* Required work
Check each line of the material below for the string "components", then report how many lines have it, and nothing else.

=== Dataset content ===

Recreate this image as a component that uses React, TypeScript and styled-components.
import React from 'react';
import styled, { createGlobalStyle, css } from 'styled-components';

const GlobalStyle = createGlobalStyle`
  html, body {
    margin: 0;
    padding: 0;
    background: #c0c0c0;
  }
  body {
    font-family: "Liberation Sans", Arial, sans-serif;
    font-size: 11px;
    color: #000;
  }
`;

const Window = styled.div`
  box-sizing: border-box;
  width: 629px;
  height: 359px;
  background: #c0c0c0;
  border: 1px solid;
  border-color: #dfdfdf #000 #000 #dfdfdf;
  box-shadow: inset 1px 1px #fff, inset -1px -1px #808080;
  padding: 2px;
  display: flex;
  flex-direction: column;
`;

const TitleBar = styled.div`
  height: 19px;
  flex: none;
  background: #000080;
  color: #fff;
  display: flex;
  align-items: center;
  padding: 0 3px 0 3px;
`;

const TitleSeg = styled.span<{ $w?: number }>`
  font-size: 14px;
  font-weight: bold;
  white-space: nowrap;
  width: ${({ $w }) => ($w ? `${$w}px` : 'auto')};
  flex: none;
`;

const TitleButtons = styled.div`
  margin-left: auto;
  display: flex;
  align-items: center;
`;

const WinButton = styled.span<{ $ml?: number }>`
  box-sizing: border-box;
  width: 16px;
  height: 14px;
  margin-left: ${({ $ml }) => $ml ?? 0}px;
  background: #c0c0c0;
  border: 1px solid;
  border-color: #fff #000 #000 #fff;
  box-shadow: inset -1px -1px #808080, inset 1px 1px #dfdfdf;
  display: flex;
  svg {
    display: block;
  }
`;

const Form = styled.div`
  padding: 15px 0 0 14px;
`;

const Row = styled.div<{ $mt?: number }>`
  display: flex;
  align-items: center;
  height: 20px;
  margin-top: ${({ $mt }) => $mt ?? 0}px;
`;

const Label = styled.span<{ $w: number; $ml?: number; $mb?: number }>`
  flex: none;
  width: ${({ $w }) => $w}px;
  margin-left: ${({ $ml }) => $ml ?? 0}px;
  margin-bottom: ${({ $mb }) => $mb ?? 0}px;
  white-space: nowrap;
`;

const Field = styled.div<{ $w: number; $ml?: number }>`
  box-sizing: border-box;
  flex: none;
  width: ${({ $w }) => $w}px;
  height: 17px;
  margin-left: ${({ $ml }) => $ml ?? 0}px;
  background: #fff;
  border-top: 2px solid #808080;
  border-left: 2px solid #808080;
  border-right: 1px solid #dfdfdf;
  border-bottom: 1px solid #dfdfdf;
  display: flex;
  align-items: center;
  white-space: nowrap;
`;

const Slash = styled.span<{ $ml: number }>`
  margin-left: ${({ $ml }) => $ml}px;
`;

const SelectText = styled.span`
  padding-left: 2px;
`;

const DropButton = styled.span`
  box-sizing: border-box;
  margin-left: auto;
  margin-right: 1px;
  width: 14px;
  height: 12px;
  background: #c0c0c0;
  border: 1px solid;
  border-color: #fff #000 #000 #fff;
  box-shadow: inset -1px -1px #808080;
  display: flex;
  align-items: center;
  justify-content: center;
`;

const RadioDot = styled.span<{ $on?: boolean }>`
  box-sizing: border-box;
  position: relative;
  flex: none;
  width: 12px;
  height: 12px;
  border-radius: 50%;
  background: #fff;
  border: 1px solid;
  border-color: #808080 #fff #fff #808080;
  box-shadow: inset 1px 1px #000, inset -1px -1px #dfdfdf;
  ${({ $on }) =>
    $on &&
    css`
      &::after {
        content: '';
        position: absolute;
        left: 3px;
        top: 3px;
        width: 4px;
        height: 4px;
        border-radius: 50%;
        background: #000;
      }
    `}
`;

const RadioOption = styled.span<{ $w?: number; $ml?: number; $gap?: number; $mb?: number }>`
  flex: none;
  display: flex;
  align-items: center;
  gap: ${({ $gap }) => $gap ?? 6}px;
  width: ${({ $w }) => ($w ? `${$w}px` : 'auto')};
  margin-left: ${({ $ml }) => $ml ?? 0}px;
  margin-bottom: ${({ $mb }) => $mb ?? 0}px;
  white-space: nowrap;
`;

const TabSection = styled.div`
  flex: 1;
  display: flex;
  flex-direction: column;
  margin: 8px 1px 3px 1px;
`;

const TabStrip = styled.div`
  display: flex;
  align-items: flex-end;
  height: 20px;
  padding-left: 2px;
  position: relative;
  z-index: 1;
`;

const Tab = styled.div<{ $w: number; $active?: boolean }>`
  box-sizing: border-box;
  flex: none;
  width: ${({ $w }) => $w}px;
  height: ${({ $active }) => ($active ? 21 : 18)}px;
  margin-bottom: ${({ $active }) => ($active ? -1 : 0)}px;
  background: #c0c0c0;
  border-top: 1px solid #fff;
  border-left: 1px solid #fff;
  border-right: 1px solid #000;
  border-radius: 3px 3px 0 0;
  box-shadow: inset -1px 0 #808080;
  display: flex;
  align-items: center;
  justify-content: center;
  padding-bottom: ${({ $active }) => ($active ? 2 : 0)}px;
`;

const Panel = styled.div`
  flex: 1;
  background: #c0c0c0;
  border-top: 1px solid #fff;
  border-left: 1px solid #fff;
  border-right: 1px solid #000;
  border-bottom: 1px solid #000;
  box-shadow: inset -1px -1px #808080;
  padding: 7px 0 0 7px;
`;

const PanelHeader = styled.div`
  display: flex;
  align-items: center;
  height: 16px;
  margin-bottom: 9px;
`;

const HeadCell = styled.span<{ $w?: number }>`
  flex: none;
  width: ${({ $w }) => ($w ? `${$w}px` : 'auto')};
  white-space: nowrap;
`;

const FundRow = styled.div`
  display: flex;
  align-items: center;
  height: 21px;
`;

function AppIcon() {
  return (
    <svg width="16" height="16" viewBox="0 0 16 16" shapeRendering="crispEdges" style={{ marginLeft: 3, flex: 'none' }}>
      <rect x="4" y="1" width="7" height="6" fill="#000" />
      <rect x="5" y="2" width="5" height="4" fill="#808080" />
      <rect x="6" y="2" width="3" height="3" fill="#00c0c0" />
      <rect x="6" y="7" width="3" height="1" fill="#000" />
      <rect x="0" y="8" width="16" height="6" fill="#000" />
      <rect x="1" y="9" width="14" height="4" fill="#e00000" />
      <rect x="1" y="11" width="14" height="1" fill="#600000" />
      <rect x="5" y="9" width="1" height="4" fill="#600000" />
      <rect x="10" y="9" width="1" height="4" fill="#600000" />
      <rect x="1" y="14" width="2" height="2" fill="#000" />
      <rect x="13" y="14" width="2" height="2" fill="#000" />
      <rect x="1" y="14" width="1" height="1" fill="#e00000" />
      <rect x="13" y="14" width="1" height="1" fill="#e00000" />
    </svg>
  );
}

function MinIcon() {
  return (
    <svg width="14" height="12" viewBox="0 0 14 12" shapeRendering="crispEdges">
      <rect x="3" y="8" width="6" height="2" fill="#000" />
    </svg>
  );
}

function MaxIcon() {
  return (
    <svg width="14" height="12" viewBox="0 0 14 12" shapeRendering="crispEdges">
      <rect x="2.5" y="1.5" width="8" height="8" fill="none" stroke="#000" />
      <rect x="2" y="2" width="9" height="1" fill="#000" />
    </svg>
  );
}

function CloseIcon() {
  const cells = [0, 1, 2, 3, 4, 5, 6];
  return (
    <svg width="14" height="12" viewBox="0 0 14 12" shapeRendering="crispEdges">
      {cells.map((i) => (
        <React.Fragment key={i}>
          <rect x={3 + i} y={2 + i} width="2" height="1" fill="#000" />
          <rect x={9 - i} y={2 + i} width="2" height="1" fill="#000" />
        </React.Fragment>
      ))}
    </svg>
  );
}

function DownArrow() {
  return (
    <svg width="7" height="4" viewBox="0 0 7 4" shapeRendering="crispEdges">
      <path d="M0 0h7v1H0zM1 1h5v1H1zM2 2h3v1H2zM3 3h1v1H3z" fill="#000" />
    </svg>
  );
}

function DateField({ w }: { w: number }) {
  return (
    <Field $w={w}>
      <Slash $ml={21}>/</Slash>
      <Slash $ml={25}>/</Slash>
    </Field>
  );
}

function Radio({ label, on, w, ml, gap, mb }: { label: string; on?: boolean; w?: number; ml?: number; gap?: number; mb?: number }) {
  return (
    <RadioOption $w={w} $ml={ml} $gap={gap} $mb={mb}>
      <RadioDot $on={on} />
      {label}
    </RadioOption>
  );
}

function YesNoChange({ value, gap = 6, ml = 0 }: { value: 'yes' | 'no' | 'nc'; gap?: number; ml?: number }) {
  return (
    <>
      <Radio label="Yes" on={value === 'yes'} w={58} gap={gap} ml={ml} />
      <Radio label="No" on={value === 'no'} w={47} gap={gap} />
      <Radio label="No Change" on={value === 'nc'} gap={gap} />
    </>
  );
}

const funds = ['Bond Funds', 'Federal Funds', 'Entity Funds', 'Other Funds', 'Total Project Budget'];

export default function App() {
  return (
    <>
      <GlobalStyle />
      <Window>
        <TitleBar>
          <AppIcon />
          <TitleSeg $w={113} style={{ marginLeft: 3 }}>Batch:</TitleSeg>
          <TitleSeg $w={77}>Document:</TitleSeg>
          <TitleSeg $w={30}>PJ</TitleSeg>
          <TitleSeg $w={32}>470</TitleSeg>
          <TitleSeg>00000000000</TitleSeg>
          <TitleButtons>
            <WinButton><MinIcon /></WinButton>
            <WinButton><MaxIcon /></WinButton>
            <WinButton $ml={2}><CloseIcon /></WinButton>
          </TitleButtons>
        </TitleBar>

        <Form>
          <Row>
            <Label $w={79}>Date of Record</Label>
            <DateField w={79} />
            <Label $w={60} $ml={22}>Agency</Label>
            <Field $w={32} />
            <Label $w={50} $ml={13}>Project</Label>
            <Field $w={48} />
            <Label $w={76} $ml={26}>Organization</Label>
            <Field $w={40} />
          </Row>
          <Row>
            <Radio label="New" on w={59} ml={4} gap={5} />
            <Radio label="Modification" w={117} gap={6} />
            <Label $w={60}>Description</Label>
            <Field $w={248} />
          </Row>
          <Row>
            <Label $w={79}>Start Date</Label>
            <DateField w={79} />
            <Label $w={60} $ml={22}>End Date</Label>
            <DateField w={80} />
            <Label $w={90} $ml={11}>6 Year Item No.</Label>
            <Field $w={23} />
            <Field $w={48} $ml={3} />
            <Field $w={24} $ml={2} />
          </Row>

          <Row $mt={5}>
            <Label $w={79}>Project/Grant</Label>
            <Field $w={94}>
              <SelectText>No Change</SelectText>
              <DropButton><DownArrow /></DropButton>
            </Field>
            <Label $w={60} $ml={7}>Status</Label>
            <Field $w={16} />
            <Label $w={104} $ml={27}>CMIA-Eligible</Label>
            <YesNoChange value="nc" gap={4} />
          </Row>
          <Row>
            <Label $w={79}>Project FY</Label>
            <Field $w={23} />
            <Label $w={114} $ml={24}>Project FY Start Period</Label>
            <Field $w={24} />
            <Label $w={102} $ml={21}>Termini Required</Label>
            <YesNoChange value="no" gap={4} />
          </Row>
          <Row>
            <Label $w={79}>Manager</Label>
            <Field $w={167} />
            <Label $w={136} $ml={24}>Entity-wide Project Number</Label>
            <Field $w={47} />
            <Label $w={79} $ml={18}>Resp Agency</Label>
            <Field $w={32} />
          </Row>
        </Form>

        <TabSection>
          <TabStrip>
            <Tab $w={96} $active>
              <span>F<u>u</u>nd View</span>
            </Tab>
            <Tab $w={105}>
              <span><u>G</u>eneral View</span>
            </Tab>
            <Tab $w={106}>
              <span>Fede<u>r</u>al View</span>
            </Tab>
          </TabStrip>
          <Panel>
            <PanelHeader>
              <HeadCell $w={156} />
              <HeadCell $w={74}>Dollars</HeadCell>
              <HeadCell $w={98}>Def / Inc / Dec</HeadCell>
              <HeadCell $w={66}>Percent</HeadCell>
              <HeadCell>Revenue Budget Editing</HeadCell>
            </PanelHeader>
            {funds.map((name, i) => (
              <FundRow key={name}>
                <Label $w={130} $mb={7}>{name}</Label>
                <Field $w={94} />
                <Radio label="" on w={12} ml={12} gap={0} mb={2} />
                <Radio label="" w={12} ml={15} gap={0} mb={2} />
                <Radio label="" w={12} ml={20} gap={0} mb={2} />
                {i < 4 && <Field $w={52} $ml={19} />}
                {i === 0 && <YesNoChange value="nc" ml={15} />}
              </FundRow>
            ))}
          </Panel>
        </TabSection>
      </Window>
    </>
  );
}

===

* Exercise solution
2